What mitochondrial DNA results have been reported in alleged Bigfoot hair studies?
Executive summary
Two systematic mitochondrial-DNA (mtDNA) surveys of alleged Bigfoot/yeti hairs dominate the literature: Bryan Sykes’ Oxford–Lausanne team sequenced the 12S mitochondrial rRNA from 30 hairs and identified all as known species (bears, horses, dogs, cows, raccoon, deer, porcupine, and one human) [1] [2]. Competing high-profile claims—most notably Melba Ketchum’s report—found human mtDNA in some samples but asserted novel nuclear DNA; that study was widely criticized and its mtDNA result has been interpreted by skeptics as contamination [3] [4].
1. The clean, systematic mitochondrial survey that found only known animals
In 2014 the Oxford–Lausanne “Collateral Hominid Project” published the first systematic mitochondrial 12S rRNA survey of hair samples attributed to anomalous primates: of 37 processed hairs 30 yielded mtDNA sequences and every sequenced sample matched known species in GenBank—ten bear samples, four horse, four wolf/dog, one human, and the remainder cows, raccoon, deer and porcupine—after rigorous decontamination and amplification of the mitochondrial 12S fragment [1] [2] [5].

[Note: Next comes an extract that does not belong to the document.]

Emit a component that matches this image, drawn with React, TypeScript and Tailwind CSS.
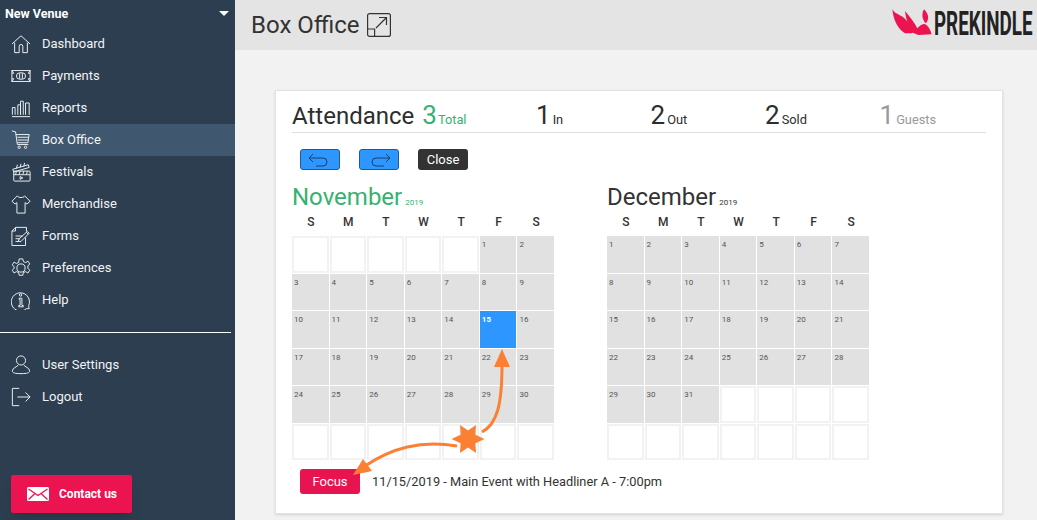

2. Why mitochondria (12S rRNA) are used and what that limits
Researchers used mitochondrial 12S rRNA because mtDNA is abundant in degraded hair and often sufficient for species identification; Sykes’ team amplified a segment corresponding to human mtDNA positions 1093–1196 and compared sequences to GenBank to identify species [1] [2]. That method identifies maternal lineages and species matches but cannot prove the existence of a novel species if only short mtDNA fragments are recovered; multilocus nuclear data would be required for claims of new hominins [1] [6].

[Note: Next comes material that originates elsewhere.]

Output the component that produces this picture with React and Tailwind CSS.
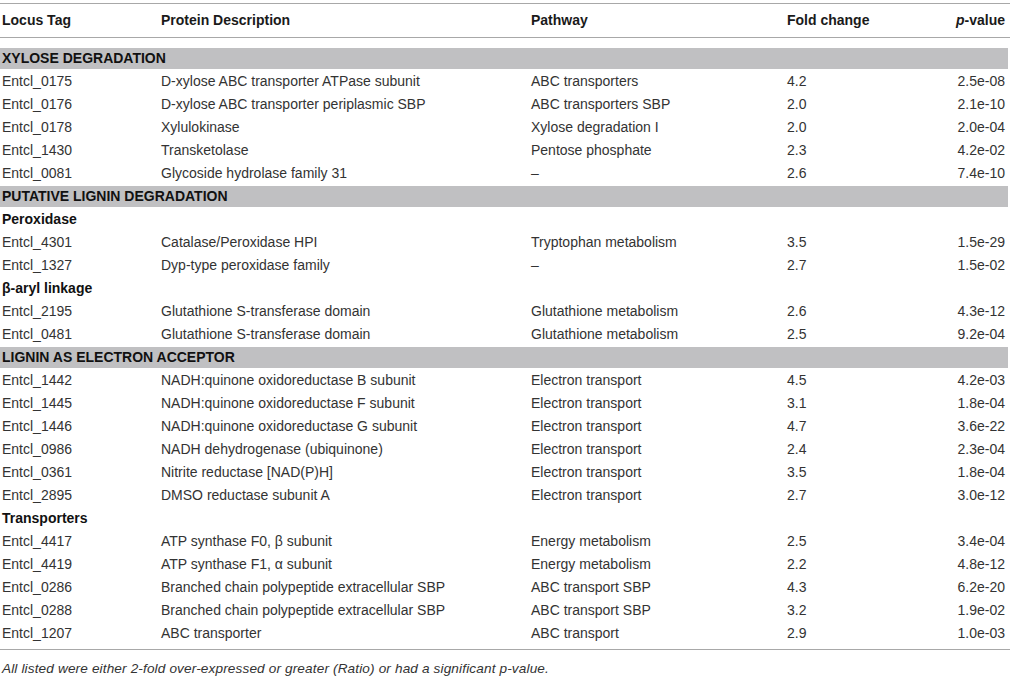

3. The Ketchum claim: human mtDNA plus “novel” nuclear DNA
In contrast, Melba Ketchum’s widely publicized 2013 claim reported mtDNA that was “unambiguously human” while asserting that nuclear DNA contained novel structure—leading her team to conclude a human-hominin hybrid [3] [7]. That result drew immediate skepticism: critics noted contamination risks, non-standard methods, and lack of acceptance by mainstream forensic/genetic labs [3] [4] [8].

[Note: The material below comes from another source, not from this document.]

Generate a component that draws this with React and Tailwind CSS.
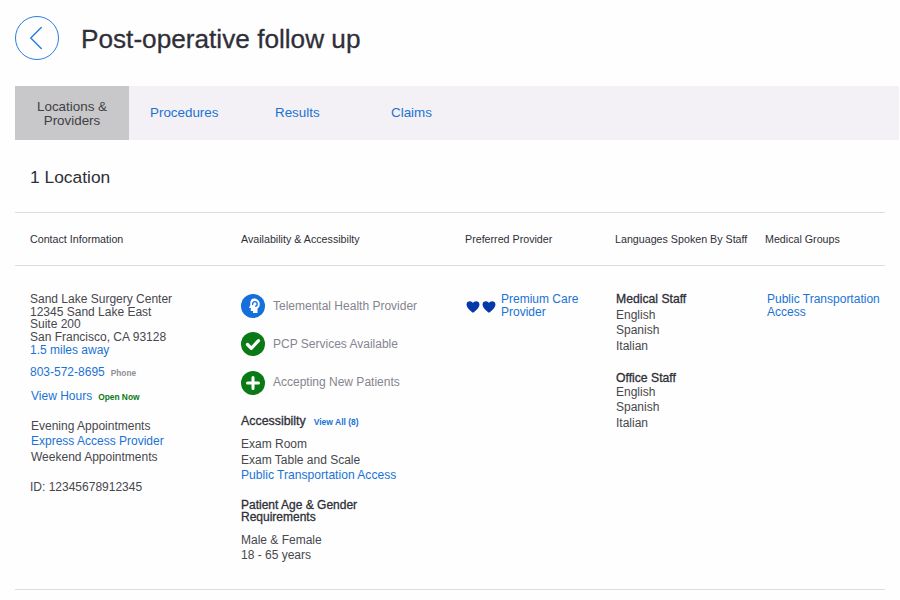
import React from 'react';
import { ChevronLeft } from 'lucide-react';

const Services = [
  { label: 'Telemental Health Provider', color: 'bg-[#1570dc]', icon: 'head' },
  { label: 'PCP Services Available', color: 'bg-[#0a7a17]', icon: 'check' },
  { label: 'Accepting New Patients', color: 'bg-[#0a7a17]', icon: 'plus' },
];

const ServiceIcon = ({ icon }) => {
  if (icon === 'check') {
    return (
      <svg viewBox="0 0 24 24" className="w-[24px] h-[24px]">
        <path d="M6.500 12.500l3.800 3.800 7.200-7.600" fill="none" stroke="#fff" strokeWidth="3.200" strokeLinecap="round" strokeLinejoin="round" />
      </svg>
    );
  }
  if (icon === 'plus') {
    return (
      <svg viewBox="0 0 24 24" className="w-[24px] h-[24px]">
        <path d="M12 6.500v11M6.500 12h11" fill="none" stroke="#fff" strokeWidth="3" strokeLinecap="round" />
      </svg>
    );
  }
  return (
    <svg viewBox="0 0 24 24" className="w-[24px] h-[24px]">
      <path d="M13 4.500c3.500 0 5.800 2.500 5.800 5.600 0 2.100-.9 3.500-2.300 4.600V19H12v-2H9.800v-3H8l1.400-3.200C8.800 7.200 10.300 4.500 13 4.500z" fill="#fff" />
      <path d="M11.800 11c-.5-1.800.6-3.400 2.100-3.400 1.300 0 2.300 1 2.300 2.300s-1 2.300-2.200 2.300" fill="none" stroke="#1570dc" strokeWidth="1.300" />
    </svg>
  );
};

const Heart = () => (
  <svg viewBox="0 0 24 24" className="w-[14px] h-[14px]">
    <path d="M12 22C7 17.500 1 13 1 7.500 1 4 3.500 2 6.500 2 8.800 2 10.800 3.200 12 5.200 13.200 3.200 15.200 2 17.500 2 20.500 2 23 4 23 7.500 23 13 17 17.500 12 22z" fill="#0437a8" />
  </svg>
);

export default function App() {
  return (
    <div className="w-[900px] h-[600px] overflow-hidden bg-[#fefefe] font-['Liberation_Sans',Arial,sans-serif] text-[12px] leading-[12.7px] text-[#47474d]">
      <header className="flex items-start gap-[22px] pl-[15px] pt-[16px] h-[86px]">
        <div className="w-[44px] h-[44px] rounded-full border-[1.5px] border-[#2a7de1] flex items-center justify-center">
          <ChevronLeft size={42} strokeWidth={0.85} className="shrink-0 text-[#2a7de1] mr-[2px]" />
        </div>
        <h1 className="text-[26.2px] leading-[46px] font-normal text-[#2f2f38] [-webkit-text-stroke:0.3px_#2f2f38]">Post-operative follow up</h1>
      </header>

      <nav className="ml-[15px] mr-[1px] h-[54px] bg-[#f3f1f5] flex text-[13.4px] leading-[14px] text-[#1a73d4]">
        <div className="w-[114px] pt-[1px] bg-[#c8c7c9] text-[#3f3f45] flex items-center justify-center text-center">Locations &amp;<br />Providers</div>
        <div className="ml-[21px] w-[125px] flex items-center">Procedures</div>
        <div className="w-[116px] flex items-center">Results</div>
        <div className="flex items-center">Claims</div>
      </nav>

      <h2 className="pl-[30px] pt-[28px] pb-[26px] text-[17.4px] leading-[18px] font-normal text-[#2f2f38]">1 Location</h2>

      <div className="ml-[15px] w-[870px] border-t border-b border-[#dddcdf] h-[54px] pt-[1px] flex items-center text-[10.7px] text-[#2f2f38]">
        <div className="grid grid-cols-[211px_224px_150px_150px_1fr] w-full pl-[15px]">
          <div>Contact Information</div>
          <div>Availability &amp; Accessibilty</div>
          <div>Preferred Provider</div>
          <div>Languages Spoken By Staff</div>
          <div>Medical Groups</div>
        </div>
      </div>

      <div className="ml-[15px] w-[870px] h-[324px] border-b border-[#dddcdf] pt-[27px] pl-[15px] grid grid-cols-[211px_224px_150px_150px_1fr]">
        <div>
          <div>Sand Lake Surgery Center</div>
          <div>12345 Sand Lake East</div>
          <div>Suite 200</div>
          <div>San Francisco, CA 93128</div>
          <div className="text-[#1a73d4]">1.5 miles away</div>
          <div className="mt-[9.500px] flex items-baseline gap-[6px]">
            <span className="text-[#1a73d4]">803-572-8695</span>
            <span className="text-[8.300px] font-bold text-[#8e8e94]">Phone</span>
          </div>
          <div className="mt-[10px] flex items-baseline gap-[6px] pl-[1px]">
            <span className="text-[#1a73d4]">View Hours</span>
            <span className="text-[8.400px] font-bold text-[#0a7a17]">Open Now</span>
          </div>
          <div className="mt-[15.500px] leading-[15.500px] pl-[1px]">
            <div>Evening Appointments</div>
            <div className="text-[#1a73d4]">Express Access Provider</div>
            <div>Weekend Appointments</div>
          </div>
          <div className="mt-[16px]">ID: 12345678912345</div>
        </div>

        <div className="pt-[1px]">
          <div className="flex flex-col gap-[14.300px]">
            {Services.map((s) => (
              <div key={s.label} className="flex items-center gap-[8px] text-[#85858f]">
                <span className={`w-[24px] h-[24px] rounded-full flex items-center justify-center ${s.color}`}>
                  <ServiceIcon icon={s.icon} />
                </span>
                {s.label}
              </div>
            ))}
          </div>
          <div className="mt-[20.500px] flex items-baseline gap-[8px]">
            <span className="text-[12.400px] text-[#2f2f38] [-webkit-text-stroke:0.3px_#2f2f38]">Accessibilty</span>
            <span className="text-[8.500px] font-bold text-[#1a73d4]">View All (8)</span>
          </div>
          <div className="mt-[8px] leading-[15.700px]">
            <div>Exam Room</div>
            <div>Exam Table and Scale</div>
            <div className="text-[#1a73d4] text-[12.100px]">Public Transportation Access</div>
          </div>
          <div className="mt-[15px] text-[12px] leading-[12.400px] text-[#2f2f38] [-webkit-text-stroke:0.3px_#2f2f38]">Patient Age &amp; Gender<br />Requirements</div>
          <div className="mt-[9.500px] leading-[15.200px]">
            <div>Male &amp; Female</div>
            <div>18 - 65 years</div>
          </div>
        </div>

        <div className="flex items-start gap-[6px] pl-[1px]">
          <div className="flex gap-[2px] mt-[7px]">
            <Heart />
            <Heart />
          </div>
          <div className="text-[#1a73d4] ml-[-1px]">Premium Care<br />Provider</div>
        </div>

        <div className="pl-[1px] leading-[15.500px] -mt-[1px]">
          <div className="text-[12.200px] text-[#2f2f38] [-webkit-text-stroke:0.3px_#2f2f38]">Medical Staff</div>
          <div>English</div>
          <div>Spanish</div>
          <div>Italian</div>
          <div className="mt-[16.500px] text-[12.200px] leading-[14px] text-[#2f2f38] [-webkit-text-stroke:0.3px_#2f2f38]">Office Staff</div>
          <div>English</div>
          <div>Spanish</div>
          <div>Italian</div>
        </div>

        <div className="pl-[2px] text-[#1a73d4]">Public Transportation<br />Access</div>
      </div>
    </div>
  );
}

4. Contamination and interpretive pitfalls shown in reporting
Multiple outlets and experts urged caution because mtDNA identical to modern human can simply reflect handling contamination by submitters or others; Live Science, NBC and other coverage emphasized that “human” mtDNA results are most parsimoniously explained by contamination unless rigorous chain-of-custody and independent replication are provided [3] [5] [8]. The Center for Inquiry and skeptics highlighted that “unknown” mtDNA does not equal Bigfoot and that degraded or contaminated samples commonly give ambiguous or misleading results [4].
5. Corrections, confirmations and later interpretations
The Oxford–Lausanne paper later issued corrections and clarifications, and follow-ups have reinforced the point that many alleged Bigfoot hairs are identifiable as ordinary mammals—some high‑profile individual cases (e.g., a tuft identified as bison) underscore routine misidentification [6] [9]. Popular summaries and subsequent reporting repeatedly cite Sykes’ finding that properly cleaned mtDNA sequences map to known species [5] [10].
6. Competing narratives and hidden agendas
Two competing narratives exist in the record: one scientific, peer‑reviewed effort led by Bryan Sykes that used standard mtDNA barcoding and found only known animals [1] [2], and one more sensational claim from a private lab that reported human mtDNA plus novel nuclear sequences and was amplified by Bigfoot enthusiasts and press releases but criticized by mainstream geneticists for methodology and likely contamination [3] [7]. Advocacy, commercial interests in cryptozoology, and the publicity value of “proof” create incentives that can bias sample collection and reporting [4] [7].
7. Bottom line for readers
Available sources show that vetted mitochondrial analyses of alleged Bigfoot hair overwhelmingly return matches to ordinary species (bears, horses, dogs, livestock, raccoon, deer, porcupine, and occasionally human), as in the Oxford–Lausanne 12S mtDNA study [1] [2]. Claims of human mtDNA coupled with novel nuclear DNA—most notably Ketchum’s—exist in the record but are disputed and criticized as likely contaminated or methodologically flawed by mainstream scientists and skeptical organizations [3] [4] [8].
Limitations: available sources do not mention comprehensive, independently replicated nuclear-genome analyses that confirm a novel North American hominin; mtDNA alone cannot establish hybrid species without corroborating nuclear genomic data [1] [4] [6].